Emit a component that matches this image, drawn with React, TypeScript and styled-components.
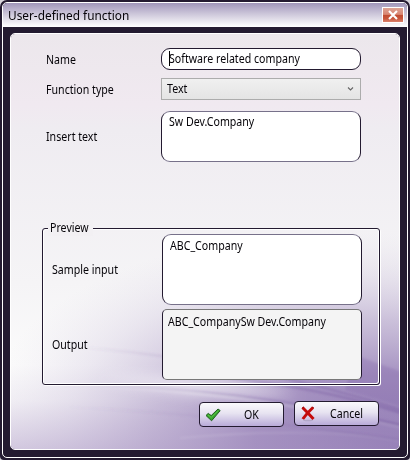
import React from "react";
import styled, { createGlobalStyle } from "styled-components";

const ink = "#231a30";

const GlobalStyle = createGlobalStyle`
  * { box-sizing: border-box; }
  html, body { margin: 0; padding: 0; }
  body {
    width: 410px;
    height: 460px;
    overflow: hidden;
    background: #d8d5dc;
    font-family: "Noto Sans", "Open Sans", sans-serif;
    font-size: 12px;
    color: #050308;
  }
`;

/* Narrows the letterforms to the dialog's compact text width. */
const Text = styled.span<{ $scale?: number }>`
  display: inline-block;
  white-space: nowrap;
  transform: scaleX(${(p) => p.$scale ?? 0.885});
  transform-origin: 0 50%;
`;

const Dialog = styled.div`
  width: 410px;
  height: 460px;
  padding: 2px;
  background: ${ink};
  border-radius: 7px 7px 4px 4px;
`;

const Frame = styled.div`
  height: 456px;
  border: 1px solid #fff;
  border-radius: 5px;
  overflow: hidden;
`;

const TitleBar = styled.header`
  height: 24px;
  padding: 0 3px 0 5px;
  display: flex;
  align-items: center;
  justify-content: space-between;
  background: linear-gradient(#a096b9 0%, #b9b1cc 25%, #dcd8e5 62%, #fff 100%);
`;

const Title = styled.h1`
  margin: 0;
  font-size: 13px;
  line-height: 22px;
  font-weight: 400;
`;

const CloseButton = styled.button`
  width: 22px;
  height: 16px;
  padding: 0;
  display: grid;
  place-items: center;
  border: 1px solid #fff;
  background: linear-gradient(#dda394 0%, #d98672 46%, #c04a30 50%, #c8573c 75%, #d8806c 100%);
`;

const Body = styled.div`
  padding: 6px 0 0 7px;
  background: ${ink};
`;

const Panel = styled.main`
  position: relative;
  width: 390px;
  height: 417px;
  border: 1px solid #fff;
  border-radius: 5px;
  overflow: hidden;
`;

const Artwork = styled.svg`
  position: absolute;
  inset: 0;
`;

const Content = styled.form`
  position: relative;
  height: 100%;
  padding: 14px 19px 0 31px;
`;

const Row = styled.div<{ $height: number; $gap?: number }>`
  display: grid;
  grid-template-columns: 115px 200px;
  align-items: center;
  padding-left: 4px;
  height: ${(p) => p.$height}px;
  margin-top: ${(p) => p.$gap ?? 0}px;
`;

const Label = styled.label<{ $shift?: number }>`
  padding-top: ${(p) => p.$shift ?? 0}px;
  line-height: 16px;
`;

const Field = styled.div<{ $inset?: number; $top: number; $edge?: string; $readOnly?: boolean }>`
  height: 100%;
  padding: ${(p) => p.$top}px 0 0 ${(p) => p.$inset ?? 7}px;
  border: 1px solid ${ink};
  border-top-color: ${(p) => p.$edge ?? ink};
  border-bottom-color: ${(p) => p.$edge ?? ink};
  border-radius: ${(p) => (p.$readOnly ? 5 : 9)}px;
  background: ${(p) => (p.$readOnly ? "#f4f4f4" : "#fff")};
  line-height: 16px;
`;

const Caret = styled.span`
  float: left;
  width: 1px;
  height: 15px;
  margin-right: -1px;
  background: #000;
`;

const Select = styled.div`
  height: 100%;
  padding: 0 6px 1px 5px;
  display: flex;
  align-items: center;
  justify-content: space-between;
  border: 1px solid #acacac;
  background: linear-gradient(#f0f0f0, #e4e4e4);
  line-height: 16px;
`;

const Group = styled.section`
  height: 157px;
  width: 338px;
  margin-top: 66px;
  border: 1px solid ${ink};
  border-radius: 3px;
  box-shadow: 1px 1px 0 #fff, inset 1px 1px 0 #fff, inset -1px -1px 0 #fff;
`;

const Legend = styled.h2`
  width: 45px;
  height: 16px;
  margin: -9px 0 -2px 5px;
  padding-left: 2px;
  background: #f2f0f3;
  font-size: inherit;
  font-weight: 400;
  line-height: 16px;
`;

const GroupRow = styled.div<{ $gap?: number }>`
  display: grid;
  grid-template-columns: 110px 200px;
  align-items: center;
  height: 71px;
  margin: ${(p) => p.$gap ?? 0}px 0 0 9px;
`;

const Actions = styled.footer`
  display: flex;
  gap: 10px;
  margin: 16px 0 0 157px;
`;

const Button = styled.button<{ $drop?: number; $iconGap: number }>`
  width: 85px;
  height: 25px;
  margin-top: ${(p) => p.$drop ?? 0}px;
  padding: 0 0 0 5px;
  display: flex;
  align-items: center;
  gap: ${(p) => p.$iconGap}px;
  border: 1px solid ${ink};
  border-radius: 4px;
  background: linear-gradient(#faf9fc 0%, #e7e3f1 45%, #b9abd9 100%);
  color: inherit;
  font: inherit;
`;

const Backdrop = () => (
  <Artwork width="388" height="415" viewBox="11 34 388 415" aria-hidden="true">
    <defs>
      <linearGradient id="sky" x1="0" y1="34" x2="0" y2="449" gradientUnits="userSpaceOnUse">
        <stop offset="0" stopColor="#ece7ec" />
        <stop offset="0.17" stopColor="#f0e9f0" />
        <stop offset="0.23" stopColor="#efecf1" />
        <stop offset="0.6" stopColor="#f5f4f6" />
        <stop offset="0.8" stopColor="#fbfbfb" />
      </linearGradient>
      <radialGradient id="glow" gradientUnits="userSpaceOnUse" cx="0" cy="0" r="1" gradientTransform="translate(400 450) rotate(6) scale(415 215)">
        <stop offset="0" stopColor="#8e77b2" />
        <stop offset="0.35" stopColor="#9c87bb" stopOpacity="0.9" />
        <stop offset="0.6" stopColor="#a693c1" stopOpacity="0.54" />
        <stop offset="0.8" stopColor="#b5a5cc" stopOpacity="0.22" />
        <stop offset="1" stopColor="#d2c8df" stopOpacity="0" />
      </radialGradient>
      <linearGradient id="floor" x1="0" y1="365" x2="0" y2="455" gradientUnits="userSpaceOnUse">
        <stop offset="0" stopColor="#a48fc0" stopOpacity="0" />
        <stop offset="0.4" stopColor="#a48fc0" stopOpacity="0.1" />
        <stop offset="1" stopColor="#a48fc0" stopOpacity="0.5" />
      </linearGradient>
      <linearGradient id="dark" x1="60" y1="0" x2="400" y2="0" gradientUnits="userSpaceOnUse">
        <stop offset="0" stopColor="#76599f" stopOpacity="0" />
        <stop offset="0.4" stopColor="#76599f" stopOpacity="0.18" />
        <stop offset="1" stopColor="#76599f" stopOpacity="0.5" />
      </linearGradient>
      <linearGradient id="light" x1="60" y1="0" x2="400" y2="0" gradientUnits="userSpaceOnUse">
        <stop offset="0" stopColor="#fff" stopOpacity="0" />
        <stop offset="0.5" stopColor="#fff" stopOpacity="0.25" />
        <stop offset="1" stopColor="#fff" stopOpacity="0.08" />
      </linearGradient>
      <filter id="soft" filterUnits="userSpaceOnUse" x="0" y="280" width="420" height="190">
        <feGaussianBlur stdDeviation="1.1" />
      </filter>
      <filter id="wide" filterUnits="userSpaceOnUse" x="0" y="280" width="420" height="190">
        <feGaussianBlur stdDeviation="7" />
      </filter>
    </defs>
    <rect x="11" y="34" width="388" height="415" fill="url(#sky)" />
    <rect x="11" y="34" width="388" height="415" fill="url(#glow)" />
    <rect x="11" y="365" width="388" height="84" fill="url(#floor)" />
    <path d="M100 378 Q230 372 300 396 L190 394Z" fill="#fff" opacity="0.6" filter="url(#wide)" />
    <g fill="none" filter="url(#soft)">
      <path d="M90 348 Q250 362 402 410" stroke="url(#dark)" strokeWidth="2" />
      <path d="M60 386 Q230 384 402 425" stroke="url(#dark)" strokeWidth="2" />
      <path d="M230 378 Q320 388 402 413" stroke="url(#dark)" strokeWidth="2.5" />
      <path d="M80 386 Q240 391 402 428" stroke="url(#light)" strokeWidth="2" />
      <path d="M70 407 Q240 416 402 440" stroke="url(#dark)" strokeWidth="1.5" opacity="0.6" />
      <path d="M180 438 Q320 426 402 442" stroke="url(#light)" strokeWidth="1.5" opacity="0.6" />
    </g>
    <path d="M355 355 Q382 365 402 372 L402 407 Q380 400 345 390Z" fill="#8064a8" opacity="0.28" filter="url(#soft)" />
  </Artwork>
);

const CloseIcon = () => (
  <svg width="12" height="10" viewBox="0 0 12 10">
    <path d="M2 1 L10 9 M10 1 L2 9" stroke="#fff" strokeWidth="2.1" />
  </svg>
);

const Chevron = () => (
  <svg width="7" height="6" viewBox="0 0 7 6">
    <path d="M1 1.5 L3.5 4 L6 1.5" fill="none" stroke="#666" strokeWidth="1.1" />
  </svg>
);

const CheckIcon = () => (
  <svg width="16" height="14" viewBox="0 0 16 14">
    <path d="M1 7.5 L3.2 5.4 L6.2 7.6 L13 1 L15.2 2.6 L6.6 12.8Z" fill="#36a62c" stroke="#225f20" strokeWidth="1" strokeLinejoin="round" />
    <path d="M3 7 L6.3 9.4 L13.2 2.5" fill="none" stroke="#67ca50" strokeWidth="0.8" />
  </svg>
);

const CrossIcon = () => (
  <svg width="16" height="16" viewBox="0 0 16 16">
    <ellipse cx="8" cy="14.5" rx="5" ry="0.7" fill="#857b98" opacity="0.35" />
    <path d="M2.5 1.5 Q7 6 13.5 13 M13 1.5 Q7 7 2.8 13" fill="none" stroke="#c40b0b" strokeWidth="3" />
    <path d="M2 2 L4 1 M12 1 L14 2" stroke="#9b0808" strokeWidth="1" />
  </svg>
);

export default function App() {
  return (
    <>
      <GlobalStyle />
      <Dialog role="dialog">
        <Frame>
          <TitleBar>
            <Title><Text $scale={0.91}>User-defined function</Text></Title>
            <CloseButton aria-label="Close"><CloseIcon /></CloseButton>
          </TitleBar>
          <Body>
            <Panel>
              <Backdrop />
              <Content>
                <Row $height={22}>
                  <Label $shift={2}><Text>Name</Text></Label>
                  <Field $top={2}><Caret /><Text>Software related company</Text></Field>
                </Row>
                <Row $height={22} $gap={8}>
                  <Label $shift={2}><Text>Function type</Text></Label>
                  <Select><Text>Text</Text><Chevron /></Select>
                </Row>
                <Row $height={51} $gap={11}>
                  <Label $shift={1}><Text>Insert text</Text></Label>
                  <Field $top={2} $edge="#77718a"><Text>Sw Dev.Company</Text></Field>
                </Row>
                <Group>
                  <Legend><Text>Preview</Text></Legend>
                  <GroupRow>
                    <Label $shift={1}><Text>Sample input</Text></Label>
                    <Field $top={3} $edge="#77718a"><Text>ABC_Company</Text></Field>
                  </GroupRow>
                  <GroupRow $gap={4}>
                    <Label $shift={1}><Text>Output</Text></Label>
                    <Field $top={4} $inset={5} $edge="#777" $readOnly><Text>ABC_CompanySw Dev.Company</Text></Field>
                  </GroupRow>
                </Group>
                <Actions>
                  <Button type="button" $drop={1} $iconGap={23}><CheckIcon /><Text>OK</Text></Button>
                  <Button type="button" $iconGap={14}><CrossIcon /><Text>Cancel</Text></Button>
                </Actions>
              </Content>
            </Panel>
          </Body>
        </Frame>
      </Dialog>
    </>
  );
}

-*-*-

**Required task:** Copy all lines from the data that hold the word "React".

**Answer to the task:**
Emit a component that matches this image, drawn with React, TypeScript and styled-components.
import React from "react";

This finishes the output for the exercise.